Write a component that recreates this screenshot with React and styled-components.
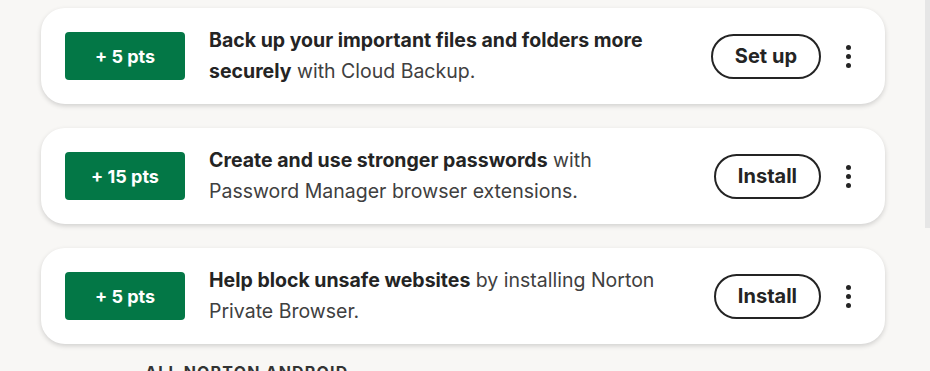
import React from "react";
import styled, { createGlobalStyle } from "styled-components";

const GlobalStyle = createGlobalStyle`
  body {
    margin: 0;
    background: #f8f7f5;
    font-family: Inter, "Noto Sans", sans-serif;
    overflow: hidden;
  }
`;

const Page = styled.div`
  display: flex;
  flex-direction: column;
  gap: 24px;
  padding: 8px 0 0 41px;
  width: 844px;
`;

const Card = styled.div`
  display: flex;
  align-items: center;
  height: 96px;
  box-sizing: border-box;
  padding: 0 25px 0 24px;
  background: #fff;
  border-radius: 24px;
  box-shadow: 0 2px 5px rgba(0, 0, 0, 0.16);
`;

const Badge = styled.div`
  flex: 0 0 120px;
  height: 48px;
  display: flex;
  align-items: center;
  justify-content: center;
  background: #037746;
  border-radius: 4px;
  color: #fff;
  font-size: 18px;
  font-weight: 700;
`;

const Text = styled.p`
  margin: 0 0 0 24px;
  width: 466px;
  font-size: 19.5px;
  line-height: 31px;
  color: #404040;

  b {
    color: #242424;
    font-weight: 700;
  }
`;

const Action = styled.button`
  margin-left: auto;
  height: 45px;
  padding: 0 22px;
  border: 2px solid #242424;
  border-radius: 23px;
  background: #fff;
  font-family: inherit;
  font-size: 20px;
  font-weight: 700;
  color: #242424;
  cursor: pointer;
`;

const Kebab = styled.button`
  flex: 0 0 24px;
  margin-left: 15px;
  display: flex;
  flex-direction: column;
  align-items: center;
  gap: 4px;
  padding: 0;
  border: 0;
  background: none;

  span {
    width: 5px;
    height: 5px;
    border-radius: 50%;
    background: #242424;
  }
`;

const Section = styled.h3`
  margin: -5px 0 0 104px;
  font-size: 16px;
  line-height: 18px;
  font-weight: 700;
  letter-spacing: 1.2px;
  color: #333;
  text-transform: uppercase;
`;

const Scrollbar = styled.div`
  position: fixed;
  top: 0;
  right: 0;
  width: 5px;
  height: 228px;
  background: #e6e6e6;
`;

const tasks = [
  {
    pts: 5,
    bold: "Back up your important files and folders more securely",
    rest: " with Cloud Backup.",
    action: "Set up",
  },
  {
    pts: 15,
    bold: "Create and use stronger passwords",
    rest: " with Password Manager browser extensions.",
    action: "Install",
  },
  {
    pts: 5,
    bold: "Help block unsafe websites",
    rest: " by installing Norton Private Browser.",
    action: "Install",
  },
];

export default function App() {
  return (
    <>
      <GlobalStyle />
      <Page>
        {tasks.map((t, i) => (
          <Card key={i}>
            <Badge>+ {t.pts} pts</Badge>
            <Text>
              <b>{t.bold}</b>
              {t.rest}
            </Text>
            <Action>{t.action}</Action>
            <Kebab aria-label="More options">
              <span />
              <span />
              <span />
            </Kebab>
          </Card>
        ))}
        <Section>All Norton Android</Section>
      </Page>
      <Scrollbar />
    </>
  );
}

__AIM OF THE TASK__. Exclude the pictures, and transcribe all of the material exactly.

__SOLUTION TO THIS PROBLEM__.
Write a component that recreates this screenshot with React and styled-components.
import React from "react";
import styled, { createGlobalStyle } from "styled-components";

const GlobalStyle = createGlobalStyle`
  body {
    margin: 0;
    background: #f8f7f5;
    font-family: Inter, "Noto Sans", sans-serif;
    overflow: hidden;
  }
`;

const Page = styled.div`
  display: flex;
  flex-direction: column;
  gap: 24px;
  padding: 8px 0 0 41px;
  width: 844px;
`;

const Card = styled.div`
  display: flex;
  align-items: center;
  height: 96px;
  box-sizing: border-box;
  padding: 0 25px 0 24px;
  background: #fff;
  border-radius: 24px;
  box-shadow: 0 2px 5px rgba(0, 0, 0, 0.16);
`;

const Badge = styled.div`
  flex: 0 0 120px;
  height: 48px;
  display: flex;
  align-items: center;
  justify-content: center;
  background: #037746;
  border-radius: 4px;
  color: #fff;
  font-size: 18px;
  font-weight: 700;
`;

const Text = styled.p`
  margin: 0 0 0 24px;
  width: 466px;
  font-size: 19.5px;
  line-height: 31px;
  color: #404040;

  b {
    color: #242424;
    font-weight: 700;
  }
`;

const Action = styled.button`
  margin-left: auto;
  height: 45px;
  padding: 0 22px;
  border: 2px solid #242424;
  border-radius: 23px;
  background: #fff;
  font-family: inherit;
  font-size: 20px;
  font-weight: 700;
  color: #242424;
  cursor: pointer;
`;

const Kebab = styled.button`
  flex: 0 0 24px;
  margin-left: 15px;
  display: flex;
  flex-direction: column;
  align-items: center;
  gap: 4px;
  padding: 0;
  border: 0;
  background: none;

  span {
    width: 5px;
    height: 5px;
    border-radius: 50%;
    background: #242424;
  }
`;

const Section = styled.h3`
  margin: -5px 0 0 104px;
  font-size: 16px;
  line-height: 18px;
  font-weight: 700;
  letter-spacing: 1.2px;
  color: #333;
  text-transform: uppercase;
`;

const Scrollbar = styled.div`
  position: fixed;
  top: 0;
  right: 0;
  width: 5px;
  height: 228px;
  background: #e6e6e6;
`;

const tasks = [
  {
    pts: 5,
    bold: "Back up your important files and folders more securely",
    rest: " with Cloud Backup.",
    action: "Set up",
  },
  {
    pts: 15,
    bold: "Create and use stronger passwords",
    rest: " with Password Manager browser extensions.",
    action: "Install",
  },
  {
    pts: 5,
    bold: "Help block unsafe websites",
    rest: " by installing Norton Private Browser.",
    action: "Install",
  },
];

export default function App() {
  return (
    <>
      <GlobalStyle />
      <Page>
        {tasks.map((t, i) => (
          <Card key={i}>
            <Badge>+ {t.pts} pts</Badge>
            <Text>
              <b>{t.bold}</b>
              {t.rest}
            </Text>
            <Action>{t.action}</Action>
            <Kebab aria-label="More options">
              <span />
              <span />
              <span />
            </Kebab>
          </Card>
        ))}
        <Section>All Norton Android</Section>
      </Page>
      <Scrollbar />
    </>
  );
}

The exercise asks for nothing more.